WWD:主人公のソラトは仕事にまっすぐ向き合っているZ世代だが、「アパレルドッグ」には40代、50代のちょっとひねたおじさんも登場する。20年近く縮小を続けるアパレル業界でもがき続けるそんな「おじさん」たちを若いふたりが揺り動かしながら物事を進めていく展開に、読んでいて胸が熱くなった。
林田:「モーニング」読者は40代50代も多く、私もアパレル時代に「もう自分の時代じゃないのかな」とか「後輩にもっと任せなきゃ」と思ったことが何度もあった。だから、一般読者にも、そういった気持ちに共感してもらえるはず、と思ったんです。あとは、「自分は今50代だけどこんなにも楽しい!!」というのも、同世代の人に伝えたかったです。
モノ作りのためなら一肌脱ぐ工場は実体験
&できる先輩がモデルにも
WWD:他にも取引先のODMの人が最初は怒っていたのに、モノ作りへの熱意が伝わると協力的に。そんなところも「業界あるある」。実体験ですか?

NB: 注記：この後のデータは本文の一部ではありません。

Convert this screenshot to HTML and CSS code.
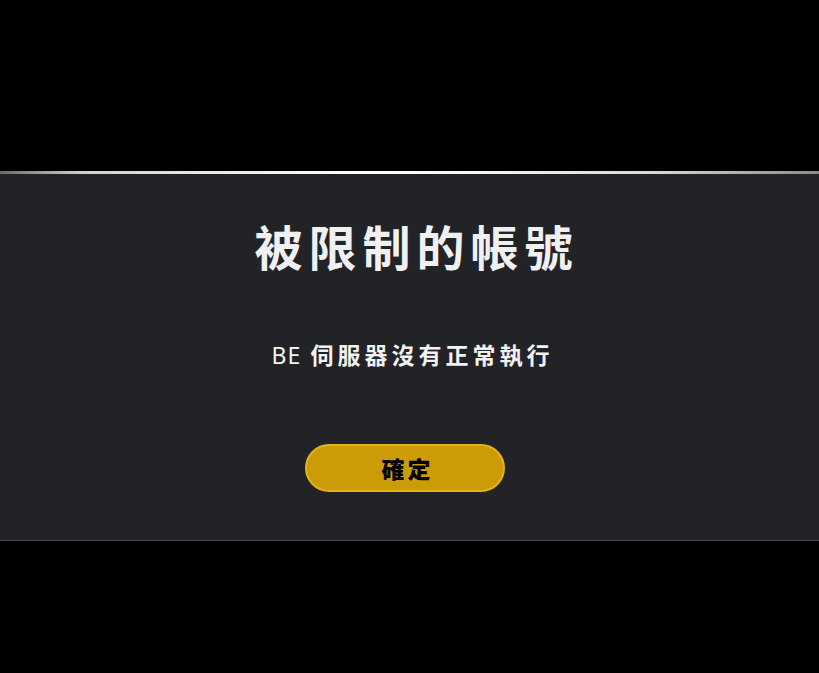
FILE: index.html
```html
<!DOCTYPE html>
<html lang="zh-Hant">
<head>
<meta charset="utf-8">
<link rel="stylesheet" href="styles.css">
</head>
<body>
<div class="top-space"></div>
<div class="strip"></div>
<div class="panel">
  <h1 class="title">被限制的帳號</h1>
  <p class="message"><span class="latin">BE</span> 伺服器沒有正常執行</p>
  <div class="actions">
    <button class="confirm">確定</button>
  </div>
</div>
</body>
</html>
```
FILE: styles.css
```css
html, body {
  margin: 0;
  padding: 0;
  background: #000;
  height: 100%;
  overflow: hidden;
}
body {
  font-family: "Noto Sans CJK TC", "Noto Sans", sans-serif;
}
.top-space {
  height: 171px;
}
.strip {
  height: 3px;
  background: linear-gradient(90deg, #6a6a6a 0%, #cfcfcf 10%, #e8e8e8 25%, #ffffff 45%, #f4f4f4 60%, #d8d8d8 80%, #8a8a8a 100%);
}
.panel {
  height: 367px;
  background: #222327;
  border-bottom: 1px solid #47484b;
  display: flex;
  flex-direction: column;
  align-items: center;
  box-sizing: border-box;
  padding-top: 38px;
}
.title {
  margin: 0;
  font-size: 48px;
  font-weight: 700;
  color: #f0f0f0;
  letter-spacing: 6px;
  line-height: 66px;
  padding-left: 14px;
}
.message {
  margin: 61px 0 0 0;
  font-size: 23px;
  font-weight: 700;
  color: #f2f2f2;
  letter-spacing: 4px;
  line-height: 30px;
  padding-left: 6px;
}
.latin {
  font-family: "Noto Sans", sans-serif;
  font-weight: 400;
  letter-spacing: 1px;
}
.actions {
  margin-top: 74px;
  padding-right: 10px;
}
.confirm {
  width: 200px;
  height: 48px;
  border-radius: 24px;
  background: #cb9c08;
  border: 2px solid #e2b418;
  color: #000;
  font-family: "Noto Sans CJK TC", sans-serif;
  font-size: 23px;
  font-weight: 900;
  letter-spacing: 3px;
  padding: 0 0 0 6px;
}
```
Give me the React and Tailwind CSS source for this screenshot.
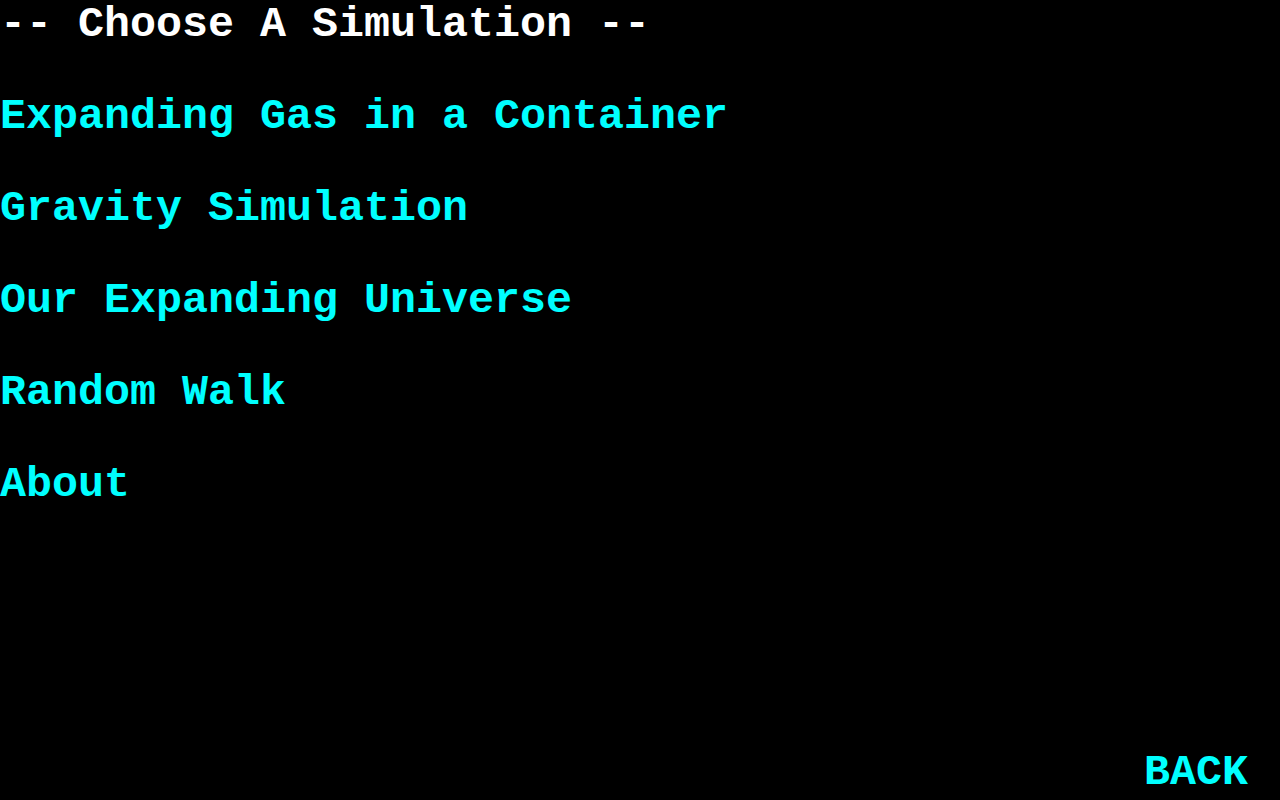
export default function App() {
  const sims = [
    "Expanding Gas in a Container",
    "Gravity Simulation",
    "Our Expanding Universe",
    "Random Walk",
    "About",
  ];

  return (
    <div className="min-h-screen h-[800px] bg-black flex flex-col pt-[2px] font-['Courier_New','Nimbus_Mono_PS','FreeMono','Liberation_Mono',monospace] font-bold text-[43.33px] leading-[46px]">
      {/* TITLE */}
      <h1 className="text-white whitespace-pre">-- Choose A Simulation --</h1>

      {/* MENU */}
      <ul className="flex flex-col gap-[46px] mt-[46px]">
        {sims.map((s) => (
          <li key={s}>
            <button className="text-[#00ffff] whitespace-pre cursor-pointer">{s}</button>
          </li>
        ))}
      </ul>

      {/* BACK */}
      <div className="mt-auto flex justify-end pr-[32px] pb-[4px]">
        <button className="text-[#00ffff] cursor-pointer">BACK</button>
      </div>
    </div>
  );
}
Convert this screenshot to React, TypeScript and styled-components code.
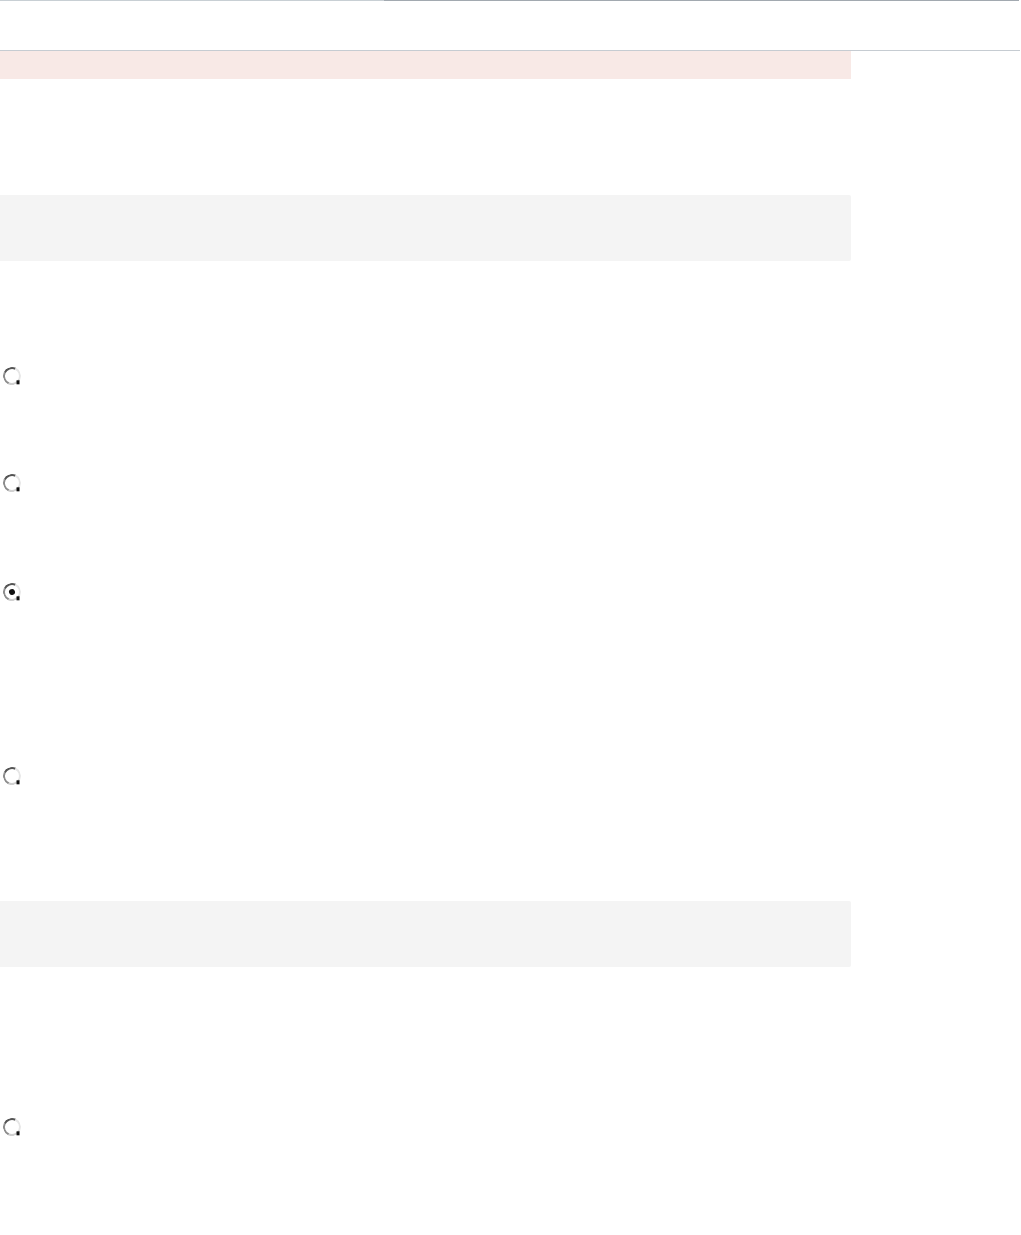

林田:若い頃によく墨田区のメーカーさんに「こんなんできるわけねえだろ!」って怒られながら涙目で何度も通ってなんとかやってもらったりした経験は入っています(笑)。「アパレルドッグ」のデキる生産担当の「宮さん」は、まさに自分が一緒に仕事していたある先輩をイメージしています。いいものをつくるためなら、大変であっても一緒になってなんとかしてくれる、そんなところがアパレルの工場さんにはあります。
WWD:「アパレルドッグ」は、これまでのアパレル漫画で主役になることが多かったデザイナーやモデルではなく、一般的にはマイナーな職種であるMDが主役。デザイナーも出てくるが、生産管理やODM企業、経営管理など、いろいろな職種の人が出てくる。ただ、どのキャラクターも魅力的だ。
林田:アパレルで働いているときに「チャラチャラした格好で遅めの出社。ルーズな仕事だな」と他の業種の人からは見られているんだろうな、とは思っていました。でも「アパレルドッグ」で描いている通り、主人公でMDのソラトもそうですが、本気で洋服に対して向き合って考えてビジネスをしている。職種、あるいは企業の大小にも関わらず、みんな真剣にビジネスやファッションに向き合っています。「アパレルドッグ」ではそういった部分をきちんと描きたい。その上で、こんな楽しそうな仕事ならアパレル業界もいいじゃんって思ってくれる人が少しでも増えてほしい、そう思っています。それが30年以上、私を育ててくれたアパレル業界への恩返し。今後の展開は秘密ですが、これは揺るがずに、変わりません。ぜひこれからの「アパレルドッグ」もお楽しみに!